On Christmas Day hundreds of pro-Palestinian demonstrators raged through New York City carrying a Nativity scene splattered in fake blood with “No Joy In Genocide” written on it. They chanted “Long live the intifada” at the Rockefeller Christmas tree, left “Zionism is terrorism” stickers on buildings and scrawled “Israel kills babies” on walls.
The same day, protesters descended on Defence Secretary Lloyd Austin’s home with signs that read “Stop the Genocide” and calling Israel an “Apartheid State”.
While protesters have taken to the streets again anew, their cheerleaders in the press and politics are also resurgent.
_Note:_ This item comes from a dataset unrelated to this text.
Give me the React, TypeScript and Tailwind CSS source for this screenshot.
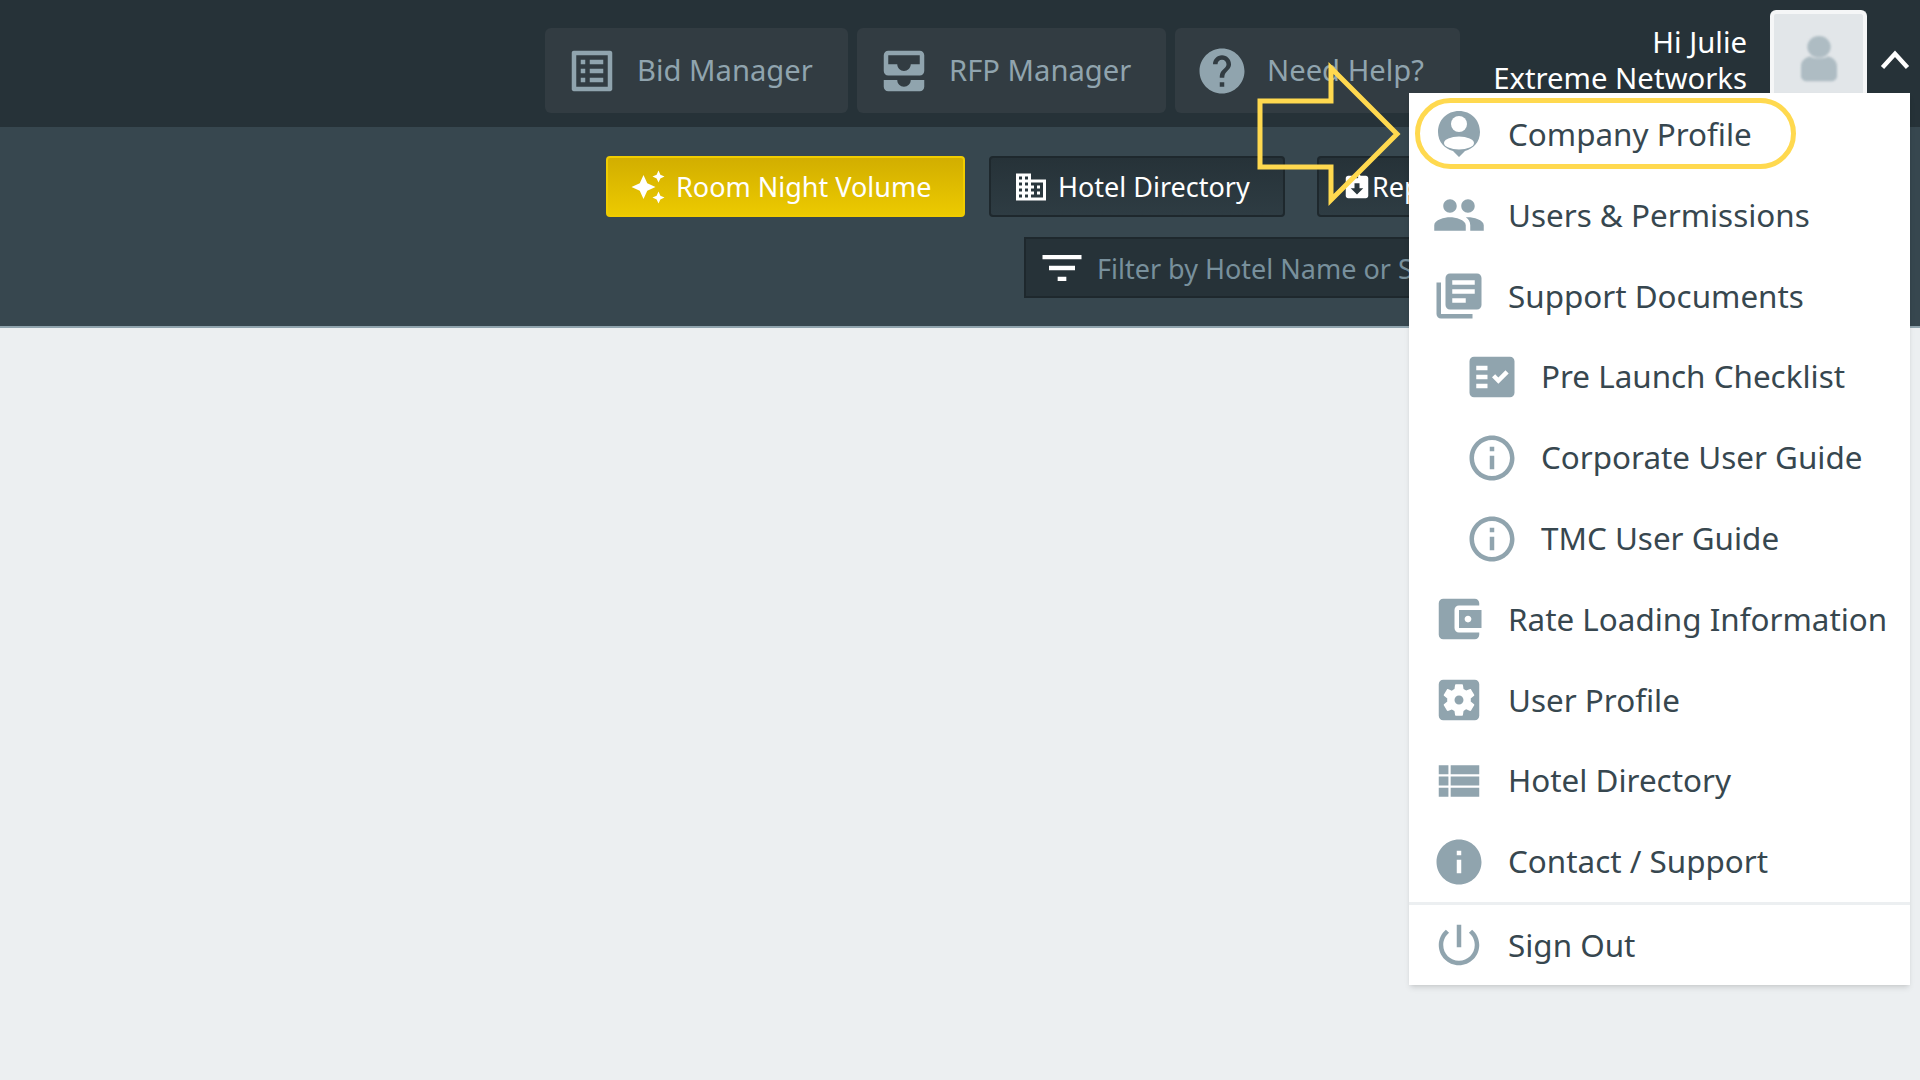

The New York Times, which fired opinion editor James Bennett for publishing an op-ed by Republican Senator Tom Cotton, published an op-ed on Christmas Eve by the Hamas-appointed mayor of Gaza City. The rot at the heart of the media is such that giving an apparatchik from a terrorist group — banned by the US government and hellbent on killing Jews — a platform causes not a ripple of controversy in the NYT newsroom whereas the views of a senior Republican caused a revolt.
Congresswoman Alexandria Ocasio-Cortez took to social media on Christmas Eve to say that if born today Jesus would have been “Jewish Palestinian”. The Bronx representative said she was praying for the “innocent in Gaza”, suggested Israel was involved in a “massacre” and failed to mention, let alone criticise, Hamas. AOC has kept a low-profile since calling for a ceasefire within hours of the October 7 attack, but couldn’t resist the opportunity to subvert the Christmas message of hope for her own agenda.
New York magazine nailed its colours to the mast with a piece in defence of the phrase “From the River to the Sea” and the top college presidents who said calling for a Jewish genocide was not punishable on their campuses. The author, book critic Andrea Long Chu, said criticism of either was a “McCarthyist crackdown on pro-Palestine speech”. Chu conceded that the word intifada is a “threatening term”. But she went on: “The only question is whether threatened parties — the Israeli apartheid regime, American foreign-policy hawks, all the board members and lobbyists and donors and hedge-fund managers — deserve to be threatened. They do.”
Chu fails to mention that almost the entire Jewish community also feels threatened by these calls for genocide. Do they deserve it too? Did Chu forget about them — or don’t they count?
Which brings us on to Harvard president Claudine Gay, who is still in post. The real threat to her position comes now not from her defence of antisemitism but from allegations of plagiarism, which are piling up. The message to colleges across the US is clear: antisemitism gets a free pass.
On social media, antisemitism is still rife — posted often by apparently sensible people such as academics and doctors — and videos of posters of kidnapped Israelis being ripped down are commonplace. Both are so common, in fact, that rarely does either become a story in a newspaper. The American public has become accustomed to them. It’s not newsworthy any more, it’s just life.
We keep waiting for the tipping point for antisemitism to come, when society collectively recoils and even those involved take a hard look at themselves in the mirror and realise they’ve gone too far. Instead, antisemites go a little further each time, emboldened after encountering so little pushback from society for their odious views and actions.
Will 2024 be the year that society begins to care at least as much about the Jewish community as it does about cats like Isabel? I’m not holding my breath as I keep my eyes peeled for the young tabby.